▶ [Task statement] Retype only what runs from the beginning of the data through the line with "X, ChevronDown, ChevronUp"; please omit the pictures and keep every line exact.

▶ [Data segment]
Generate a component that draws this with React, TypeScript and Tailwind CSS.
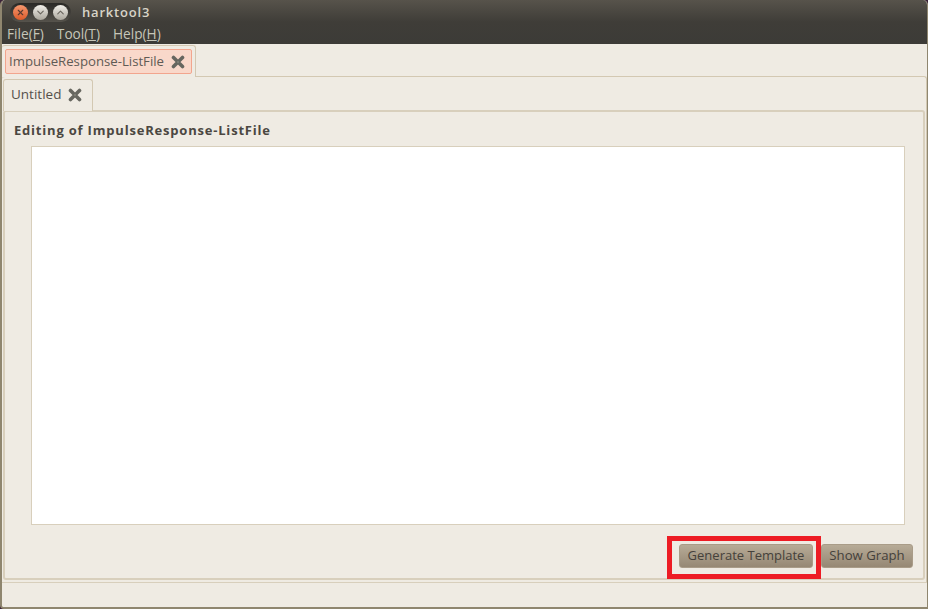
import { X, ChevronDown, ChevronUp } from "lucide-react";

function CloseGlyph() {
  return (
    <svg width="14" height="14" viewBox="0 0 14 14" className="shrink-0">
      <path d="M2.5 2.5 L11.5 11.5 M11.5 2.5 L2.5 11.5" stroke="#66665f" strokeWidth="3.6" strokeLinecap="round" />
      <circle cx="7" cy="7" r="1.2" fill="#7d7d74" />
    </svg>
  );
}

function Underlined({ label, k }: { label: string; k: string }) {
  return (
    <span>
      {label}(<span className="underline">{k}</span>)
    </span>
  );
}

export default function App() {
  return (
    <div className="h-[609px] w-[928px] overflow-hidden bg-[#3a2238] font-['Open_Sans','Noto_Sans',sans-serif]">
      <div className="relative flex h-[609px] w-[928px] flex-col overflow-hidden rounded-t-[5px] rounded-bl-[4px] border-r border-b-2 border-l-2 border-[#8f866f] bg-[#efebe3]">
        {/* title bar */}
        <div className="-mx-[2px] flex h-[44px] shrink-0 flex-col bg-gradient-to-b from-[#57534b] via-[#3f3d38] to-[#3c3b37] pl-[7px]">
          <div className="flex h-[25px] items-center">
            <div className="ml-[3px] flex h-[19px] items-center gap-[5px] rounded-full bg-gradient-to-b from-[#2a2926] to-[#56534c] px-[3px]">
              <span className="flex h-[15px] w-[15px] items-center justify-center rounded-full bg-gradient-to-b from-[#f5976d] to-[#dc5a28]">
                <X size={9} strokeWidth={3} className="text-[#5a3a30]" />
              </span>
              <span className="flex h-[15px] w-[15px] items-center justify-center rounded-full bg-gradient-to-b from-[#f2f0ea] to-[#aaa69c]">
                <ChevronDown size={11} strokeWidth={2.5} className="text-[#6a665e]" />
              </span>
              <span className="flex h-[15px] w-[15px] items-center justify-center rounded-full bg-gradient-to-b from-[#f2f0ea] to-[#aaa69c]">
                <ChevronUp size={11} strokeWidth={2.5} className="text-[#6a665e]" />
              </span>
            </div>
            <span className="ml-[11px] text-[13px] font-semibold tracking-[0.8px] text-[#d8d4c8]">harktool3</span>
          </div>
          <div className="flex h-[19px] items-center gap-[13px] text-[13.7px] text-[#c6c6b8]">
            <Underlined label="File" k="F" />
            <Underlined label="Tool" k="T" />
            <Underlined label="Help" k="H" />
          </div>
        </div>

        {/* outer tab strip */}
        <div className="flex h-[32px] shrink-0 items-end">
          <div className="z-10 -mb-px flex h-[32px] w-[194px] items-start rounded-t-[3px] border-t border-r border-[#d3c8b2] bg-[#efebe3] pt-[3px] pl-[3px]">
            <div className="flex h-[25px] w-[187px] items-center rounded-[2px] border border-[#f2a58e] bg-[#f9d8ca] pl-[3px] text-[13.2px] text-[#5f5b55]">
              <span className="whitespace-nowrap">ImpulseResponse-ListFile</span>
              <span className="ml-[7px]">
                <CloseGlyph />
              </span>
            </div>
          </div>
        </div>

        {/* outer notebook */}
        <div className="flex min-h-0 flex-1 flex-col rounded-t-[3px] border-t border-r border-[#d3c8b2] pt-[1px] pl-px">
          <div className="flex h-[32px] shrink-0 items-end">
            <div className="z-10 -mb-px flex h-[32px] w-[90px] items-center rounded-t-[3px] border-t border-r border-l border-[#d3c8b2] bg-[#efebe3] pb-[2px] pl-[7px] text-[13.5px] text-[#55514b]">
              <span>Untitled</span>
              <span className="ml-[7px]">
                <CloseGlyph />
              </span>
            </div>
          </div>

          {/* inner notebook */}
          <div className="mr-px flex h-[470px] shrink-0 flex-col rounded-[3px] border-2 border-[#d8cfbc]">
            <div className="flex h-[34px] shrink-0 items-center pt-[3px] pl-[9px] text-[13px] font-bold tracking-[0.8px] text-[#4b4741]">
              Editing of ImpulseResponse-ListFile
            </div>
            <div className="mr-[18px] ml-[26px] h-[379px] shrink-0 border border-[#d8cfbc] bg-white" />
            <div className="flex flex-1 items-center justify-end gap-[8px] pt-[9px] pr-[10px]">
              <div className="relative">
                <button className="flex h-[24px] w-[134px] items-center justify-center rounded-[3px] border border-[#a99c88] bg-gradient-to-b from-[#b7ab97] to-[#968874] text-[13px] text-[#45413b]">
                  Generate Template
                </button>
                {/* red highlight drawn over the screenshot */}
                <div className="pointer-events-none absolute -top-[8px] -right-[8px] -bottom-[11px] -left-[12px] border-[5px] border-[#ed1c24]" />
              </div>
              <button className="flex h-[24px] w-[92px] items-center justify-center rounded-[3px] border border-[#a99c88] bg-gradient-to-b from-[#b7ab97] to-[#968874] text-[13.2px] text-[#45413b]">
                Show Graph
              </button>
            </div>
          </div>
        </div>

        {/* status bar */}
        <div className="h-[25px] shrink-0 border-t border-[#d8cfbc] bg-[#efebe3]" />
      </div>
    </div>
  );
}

▶ [The result]
Generate a component that draws this with React, TypeScript and Tailwind CSS.
import { X, ChevronDown, ChevronUp } from "lucide-react";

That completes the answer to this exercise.